Dianiaya karena Tagih Utang Rp10.000
Unggahan di instagram Hotman Paris itu pun viral dan menjadi perhatian publik. Entah ada kaitannya atau tidak, namun polisi langsung menunjukkan keseriusannya menangani kasus ini.
Sekitar sepekan setelah kasus viral, polisi menetapkan dua senior Airul, yakni R (15) dan A (14), sebagai tersangka.
Keduanya merupakan santri kelas 3 Tsanawiyah di Pondok Pesantren Raudhatul Mujawwidin.
Penganiayaan itu ternyata terjadi karena pelaku tidak terima korban menagih utang Rp10 ribu.
Kapolres Tebo AKBP I Wayan Arta menjelaskan Airul pernah meminjami salah satu pelaku uang sebesar Rp10 ribu. Kemudian korban menagihnya, namun pelaku tidak terima bahkan sempat melakukan kekerasan kepada korban.
Beberapa hari kemudian, tepatnya saat kejadian penganiayaan itu, pelaku memanggil korban untuk naik ke lantai tiga asrama.
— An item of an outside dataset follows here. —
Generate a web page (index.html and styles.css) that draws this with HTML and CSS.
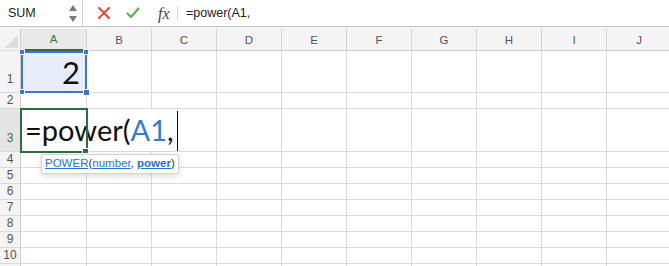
FILE: index.html
```html
<!DOCTYPE html>
<html lang="en">
<head>
    <meta charset="UTF-8">
    <title>Sheet</title>
    <link rel="stylesheet" href="styles.css">
</head>
<body>
<div class="formula-bar row-box">
    <div class="name-box row-box">
        <span class="name-text flex1">SUM</span>
        <div class="spin col-box">
            <svg width="8" height="6" viewBox="0 0 8 6"><path d="M4 0L8 6H0z" fill="#7a7a7a"/></svg>
            <svg width="8" height="6" viewBox="0 0 8 6"><path d="M0 0H8L4 6z" fill="#7a7a7a"/></svg>
        </div>
    </div>
    <div class="tools row-box">
        <svg class="ico-x" width="12" height="12" viewBox="0 0 12 12"><path d="M1 1L11 11M11 1L1 11" stroke="#e5473d" stroke-width="2" stroke-linecap="round"/></svg>
        <svg class="ico-ok" width="14" height="12" viewBox="0 0 14 12"><path d="M1.5 6.5L5 10L12.5 1.5" stroke="#5ab252" stroke-width="2.2" fill="none" stroke-linecap="round" stroke-linejoin="round"/></svg>
        <span class="fx">fx</span>
    </div>
    <div class="formula-text flex1">=power(A1,</div>
</div>
<div class="bar-gap"></div>

<div class="sheet">
    <div class="tr row-box head-tr">
        <div class="th corner"><span class="tri"></span></div>
        <div class="td col-a sel-col">A</div>
        <div class="td">B</div>
        <div class="td">C</div>
        <div class="td">D</div>
        <div class="td">E</div>
        <div class="td">F</div>
        <div class="td">G</div>
        <div class="td">H</div>
        <div class="td">I</div>
        <div class="td">J</div>
    </div>
    <div class="tr row-box r-tall">
        <div class="th">1</div>
        <div class="td col-a a1"><span class="big">2</span><i class="hd h-tl"></i><i class="hd h-tr"></i><i class="hd h-bl"></i><i class="hd h-br"></i></div>
        <div class="td"></div><div class="td"></div><div class="td"></div><div class="td"></div><div class="td"></div><div class="td"></div><div class="td"></div><div class="td"></div><div class="td"></div>
    </div>
    <div class="tr row-box">
        <div class="th">2</div>
        <div class="td col-a"></div>
        <div class="td"></div><div class="td"></div><div class="td"></div><div class="td"></div><div class="td"></div><div class="td"></div><div class="td"></div><div class="td"></div><div class="td"></div>
    </div>
    <div class="tr row-box r-tall r-three">
        <div class="th sel-row">3</div>
        <div class="td col-a a3">
            <div class="editor">=power(<span class="ref">A1</span>,<i class="caret"></i></div>
            <i class="green-box"></i>
            <i class="green-hd"></i>
            <div class="tip">
                <a>POWER</a>(<a>number</a>, <a class="b">power</a>)
            </div>
        </div>
        <div class="td"></div><div class="td"></div><div class="td"></div><div class="td"></div><div class="td"></div><div class="td"></div><div class="td"></div><div class="td"></div><div class="td"></div>
    </div>
    <div class="tr row-box">
        <div class="th">4</div>
        <div class="td col-a"></div>
        <div class="td"></div><div class="td"></div><div class="td"></div><div class="td"></div><div class="td"></div><div class="td"></div><div class="td"></div><div class="td"></div><div class="td"></div>
    </div>
    <div class="tr row-box">
        <div class="th">5</div>
        <div class="td col-a"></div>
        <div class="td"></div><div class="td"></div><div class="td"></div><div class="td"></div><div class="td"></div><div class="td"></div><div class="td"></div><div class="td"></div><div class="td"></div>
    </div>
    <div class="tr row-box">
        <div class="th">6</div>
        <div class="td col-a"></div>
        <div class="td"></div><div class="td"></div><div class="td"></div><div class="td"></div><div class="td"></div><div class="td"></div><div class="td"></div><div class="td"></div><div class="td"></div>
    </div>
    <div class="tr row-box">
        <div class="th">7</div>
        <div class="td col-a"></div>
        <div class="td"></div><div class="td"></div><div class="td"></div><div class="td"></div><div class="td"></div><div class="td"></div><div class="td"></div><div class="td"></div><div class="td"></div>
    </div>
    <div class="tr row-box">
        <div class="th">8</div>
        <div class="td col-a"></div>
        <div class="td"></div><div class="td"></div><div class="td"></div><div class="td"></div><div class="td"></div><div class="td"></div><div class="td"></div><div class="td"></div><div class="td"></div>
    </div>
    <div class="tr row-box">
        <div class="th">9</div>
        <div class="td col-a"></div>
        <div class="td"></div><div class="td"></div><div class="td"></div><div class="td"></div><div class="td"></div><div class="td"></div><div class="td"></div><div class="td"></div><div class="td"></div>
    </div>
    <div class="tr row-box">
        <div class="th">10</div>
        <div class="td col-a"></div>
        <div class="td"></div><div class="td"></div><div class="td"></div><div class="td"></div><div class="td"></div><div class="td"></div><div class="td"></div><div class="td"></div><div class="td"></div>
    </div>
    <div class="tr row-box r-last">
        <div class="th"></div>
        <div class="td col-a"></div>
        <div class="td"></div><div class="td"></div><div class="td"></div><div class="td"></div><div class="td"></div><div class="td"></div><div class="td"></div><div class="td"></div><div class="td"></div>
    </div>
</div>
</body>
</html>
```

FILE: styles.css
```css
html,body{margin:0;padding:0;background:#fff;overflow:hidden;}
body{font-family:"Liberation Sans",Arial,sans-serif;color:#222;width:669px;height:266px;}
.row-box{display:flex;flex-direction:row;flex-wrap:nowrap;}
.col-box{display:flex;flex-direction:column;flex-wrap:nowrap;}
.flex1{flex:1 1 auto;}

/* formula bar */
.formula-bar{height:26px;border-bottom:1px solid #c4c4c4;background:#fff;align-items:center;}
.name-box{width:82px;height:26px;border-right:1px solid #cfcfcf;align-items:center;flex-shrink:0;}
.name-text{font-size:12.5px;padding-left:8px;color:#222;}
.spin{width:8px;margin-right:5px;gap:5px;}
.spin svg{display:block;}
.tools{width:96px;height:26px;align-items:center;flex-shrink:0;position:relative;}
.ico-x{margin-left:15px;}
.ico-ok{margin-left:16px;}
.fx{font-family:"Liberation Serif",serif;font-style:italic;font-size:16px;color:#444;margin-left:18px;padding-right:7px;border-right:1px solid #d6d6d6;line-height:15px;}
.formula-text{font-size:12.5px;padding-left:7px;color:#222;}
.bar-gap{height:2px;background:#f4f4f4;}

/* grid */
.sheet{width:669px;}
.tr{height:16px;box-sizing:border-box;}
.tr>.th,.tr>.td{box-sizing:border-box;border-right:1px solid #dadada;border-bottom:1px solid #dadada;flex-shrink:0;}
.tr>.th{width:21px;background:#f4f4f4;border-right-color:#cdcdcd;font-size:12px;color:#555;text-align:center;line-height:15px;}
.tr>.td{width:65px;position:relative;}
.tr>.td.col-a{width:66px;}
.r-tall{height:42px;}
.r-tall>.th{line-height:56px;}
.r-three{height:43px;}
.r-three>.th{line-height:58px;}

.head-tr{height:22px;}
.head-tr>.td{background:#f4f4f4;border-right-color:#d4d4d4;border-bottom-color:#cdcdcd;font-size:11.5px;color:#555;text-align:center;line-height:22px;}
.head-tr>.sel-col{color:#2a7a46;background:#e9e9e9;border-bottom:2px solid #2d6e3f;line-height:21px;}
.corner{position:relative;}
.corner .tri{position:absolute;right:2px;bottom:2px;width:0;height:0;border-left:13px solid transparent;border-bottom:13px solid #dcdcdc;}
.th.sel-row{background:#e4e4e4;color:#2a7a46;}

/* A1 selection */
.a1{background:#e8eef9;text-align:right;}
.a1::after{content:"";position:absolute;left:0;top:0;right:-1px;bottom:-1px;border:2px solid #3b74d2;box-sizing:border-box;}
.big{font-family:Lato,"Open Sans",sans-serif;font-size:31px;line-height:42px;padding-right:6px;color:#111;}
.hd{position:absolute;width:4px;height:4px;background:#3b74d2;border:1px solid #fff;z-index:2;}
.h-tl{left:-2px;top:-2px;}
.h-tr{right:-3px;top:-2px;}
.h-bl{left:-2px;bottom:-3px;}
.h-br{right:-4px;bottom:-4px;width:5px;height:5px;}

/* A3 editor */
.a3{z-index:3;}
.editor{position:absolute;left:0;top:0;height:42px;background:#fff;white-space:nowrap;font-family:Lato,"Open Sans",sans-serif;font-size:29px;line-height:42px;padding-left:4px;padding-right:6px;color:#111;z-index:1;}
.editor .ref{color:#3a78cf;}
.caret{display:inline-block;width:1px;height:40px;background:#111;vertical-align:top;margin-left:3px;margin-top:2px;}
.green-box{position:absolute;left:-1px;top:-1px;width:68px;height:45px;border:2px solid #2d6e3f;box-sizing:border-box;z-index:2;}
.green-hd{position:absolute;right:-3px;bottom:-3px;width:5px;height:4px;background:#2d6e3f;border:1px solid #fff;z-index:3;}
.tip{position:absolute;left:20px;top:45px;height:18px;padding:0 3px;background:#fff;border:1px solid #d2d2d2;border-radius:2px;box-shadow:0 2px 6px rgba(0,0,0,.15);white-space:nowrap;font-size:11.5px;line-height:17px;color:#333;z-index:4;}
.tip a{color:#2a6fd6;text-decoration:underline;}
.tip a.b{font-weight:bold;}
```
Di sanalah terjadi penganiayaan terhadap Airul. Pelaku R dan A bergantian memukuli tubuh dan muka korban.
Direktur Reserse Kriminal Umum Polda Jambi Kombes Pol Andri Ananta menjelaskan kronologi penganiayaan itu.
Setelah sampai di lantai atas, pelaku R langsung memegang korban dan A memukul kepala dan rusuk korban dengan menggunakan tangan. Kemudian R memukul paha korban dan kembali memegang korban dari belakang. Pelaku A kemudian memukul korban dengan kayu di bagian paha, rusuk, bahu dan pipi.
Setelah itu, A membanting dan menginjak AH di bagian punggung dan kepala berulang kali.
Selanjutnya, kedua pelaku mengangkat korban dan meletakkannya di pintu masuk lantai atas dan dibuat seolah-olah korban AH tersengat listrik.
"Keterangan ini kami dapat setelah melalui proses penyelidikan dan penyidikan yang panjang, kami menemukan keterangan saksi yang berbeda-beda saat penyelidikan," kata Andri.
Selain keterangan saksi, polisi juga mengantongi bukti dari CCTV asrama pondok pesantren dan hasil autopsi yang dilakukan dokter RS Bhayangkara.
Adapun hasil autopsi dokter menjelaskan bahwa korban luka akibat benda tumpul dan tidak ditemukan luka akibat benda tajam maupun indikasi tersengat listrik.
Andri menjelaskan saat ini kedua pelaku ditahan di Polres Tebo untuk pemeriksaan lebih lanjut. Mereka akan dijerat UU kekerasan terhadap anak subsider Pasal 351 KUHP atau 359 KUHPidana.
Dalam penanganan kasus ini, Polisi telah memeriksa 54 saksi meliputi teman korban, pengurus pondok pesantren dan saksi ahli dokter.
Setelah kasus ini terang benderang, polisi juga tengah menyelidiki dugaan penerbitan surat kematian dengan sebab palsu. Mereka pun mendalami pihak-pihak yang menutupi tindak kriminal ini.